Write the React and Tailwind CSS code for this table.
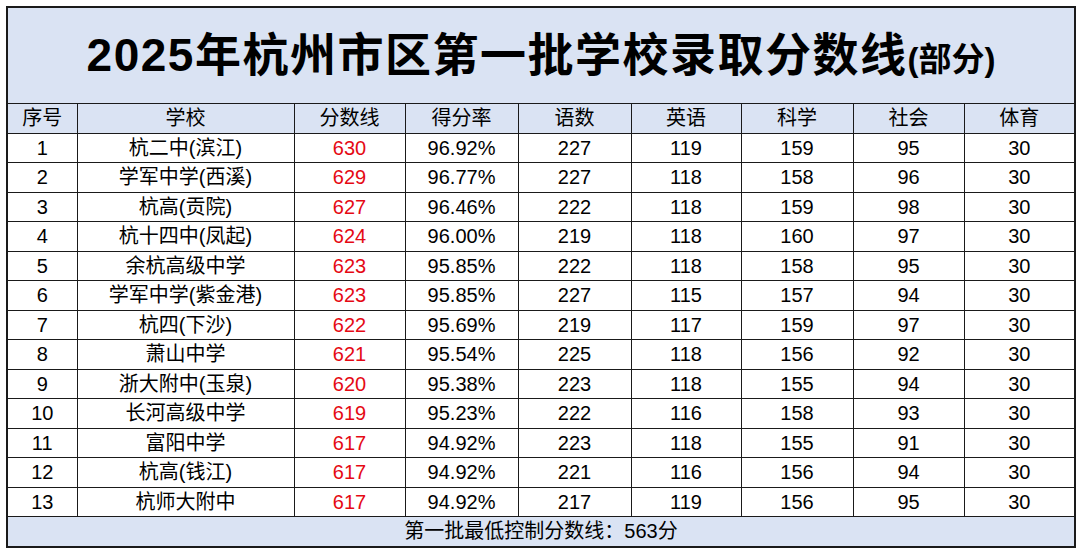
const rows = [
  ['1', '杭二中(滨江)', '630', '96.92%', '227', '119', '159', '95', '30'],
  ['2', '学军中学(西溪)', '629', '96.77%', '227', '118', '158', '96', '30'],
  ['3', '杭高(贡院)', '627', '96.46%', '222', '118', '159', '98', '30'],
  ['4', '杭十四中(凤起)', '624', '96.00%', '219', '118', '160', '97', '30'],
  ['5', '余杭高级中学', '623', '95.85%', '222', '118', '158', '95', '30'],
  ['6', '学军中学(紫金港)', '623', '95.85%', '227', '115', '157', '94', '30'],
  ['7', '杭四(下沙)', '622', '95.69%', '219', '117', '159', '97', '30'],
  ['8', '萧山中学', '621', '95.54%', '225', '118', '156', '92', '30'],
  ['9', '浙大附中(玉泉)', '620', '95.38%', '223', '118', '155', '94', '30'],
  ['10', '长河高级中学', '619', '95.23%', '222', '116', '158', '93', '30'],
  ['11', '富阳中学', '617', '94.92%', '223', '118', '155', '91', '30'],
  ['12', '杭高(钱江)', '617', '94.92%', '221', '116', '156', '94', '30'],
  ['13', '杭师大附中', '617', '94.92%', '217', '119', '156', '95', '30'],
]

const heads = ['序号', '学校', '分数线', '得分率', '语数', '英语', '科学', '社会', '体育']
const widths = ['w-[70px]', 'w-[217px]', 'w-[111px]', 'w-[113px]', 'w-[113px]', 'w-[110px]', 'w-[112px]', 'w-[111px]', 'w-[111px]']

export default function App() {
  return (
    <div className="w-[1080px] h-[552px] bg-white p-[6px] text-black font-['Liberation_Sans','Noto_Sans_CJK_SC',sans-serif]">
      <table className="w-[1068px] table-fixed border-collapse border-2 border-[#1a1a1a] text-[20px] leading-none">
        <colgroup>
          {widths.map((w, i) => <col key={i} className={w} />)}
        </colgroup>
        <thead>
          <tr className="h-[96px] bg-[#dae3f3]">
            <th colSpan={9} className="border border-[#1a1a1a] text-center font-bold">
              <span className="text-[46px] tracking-[1.5px]">2025年杭州市区第一批学校录取分数线</span>
              <span className="text-[33px]">(部分)</span>
            </th>
          </tr>
          <tr className="h-[30px] bg-[#dae3f3]">
            {heads.map(h => (
              <th key={h} className="border border-[#1a1a1a] text-center font-normal">{h}</th>
            ))}
          </tr>
        </thead>
        <tbody>
          {rows.map(r => (
            <tr key={r[0]} className="h-[29.5px]">
              {r.map((c, i) => (
                <td key={i} className={`border border-[#1a1a1a] text-center ${i === 2 ? 'text-[#e50914]' : ''}`}>{c}</td>
              ))}
            </tr>
          ))}
          <tr className="h-[30px] bg-[#dae3f3]">
            <td colSpan={9} className="border border-[#1a1a1a] text-center">第一批最低控制分数线：563分</td>
          </tr>
        </tbody>
      </table>
    </div>
  )
}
┄┄┄┄┄┄
**Task directions:** Write out the material above again, word for word, minus its pictures.

**Answer below:**
Write the React and Tailwind CSS code for this table.
const rows = [
  ['1', '杭二中(滨江)', '630', '96.92%', '227', '119', '159', '95', '30'],
  ['2', '学军中学(西溪)', '629', '96.77%', '227', '118', '158', '96', '30'],
  ['3', '杭高(贡院)', '627', '96.46%', '222', '118', '159', '98', '30'],
  ['4', '杭十四中(凤起)', '624', '96.00%', '219', '118', '160', '97', '30'],
  ['5', '余杭高级中学', '623', '95.85%', '222', '118', '158', '95', '30'],
  ['6', '学军中学(紫金港)', '623', '95.85%', '227', '115', '157', '94', '30'],
  ['7', '杭四(下沙)', '622', '95.69%', '219', '117', '159', '97', '30'],
  ['8', '萧山中学', '621', '95.54%', '225', '118', '156', '92', '30'],
  ['9', '浙大附中(玉泉)', '620', '95.38%', '223', '118', '155', '94', '30'],
  ['10', '长河高级中学', '619', '95.23%', '222', '116', '158', '93', '30'],
  ['11', '富阳中学', '617', '94.92%', '223', '118', '155', '91', '30'],
  ['12', '杭高(钱江)', '617', '94.92%', '221', '116', '156', '94', '30'],
  ['13', '杭师大附中', '617', '94.92%', '217', '119', '156', '95', '30'],
]

const heads = ['序号', '学校', '分数线', '得分率', '语数', '英语', '科学', '社会', '体育']
const widths = ['w-[70px]', 'w-[217px]', 'w-[111px]', 'w-[113px]', 'w-[113px]', 'w-[110px]', 'w-[112px]', 'w-[111px]', 'w-[111px]']

export default function App() {
  return (
    <div className="w-[1080px] h-[552px] bg-white p-[6px] text-black font-['Liberation_Sans','Noto_Sans_CJK_SC',sans-serif]">
      <table className="w-[1068px] table-fixed border-collapse border-2 border-[#1a1a1a] text-[20px] leading-none">
        <colgroup>
          {widths.map((w, i) => <col key={i} className={w} />)}
        </colgroup>
        <thead>
          <tr className="h-[96px] bg-[#dae3f3]">
            <th colSpan={9} className="border border-[#1a1a1a] text-center font-bold">
              <span className="text-[46px] tracking-[1.5px]">2025年杭州市区第一批学校录取分数线</span>
              <span className="text-[33px]">(部分)</span>
            </th>
          </tr>
          <tr className="h-[30px] bg-[#dae3f3]">
            {heads.map(h => (
              <th key={h} className="border border-[#1a1a1a] text-center font-normal">{h}</th>
            ))}
          </tr>
        </thead>
        <tbody>
          {rows.map(r => (
            <tr key={r[0]} className="h-[29.5px]">
              {r.map((c, i) => (
                <td key={i} className={`border border-[#1a1a1a] text-center ${i === 2 ? 'text-[#e50914]' : ''}`}>{c}</td>
              ))}
            </tr>
          ))}
          <tr className="h-[30px] bg-[#dae3f3]">
            <td colSpan={9} className="border border-[#1a1a1a] text-center">第一批最低控制分数线：563分</td>
          </tr>
        </tbody>
      </table>
    </div>
  )
}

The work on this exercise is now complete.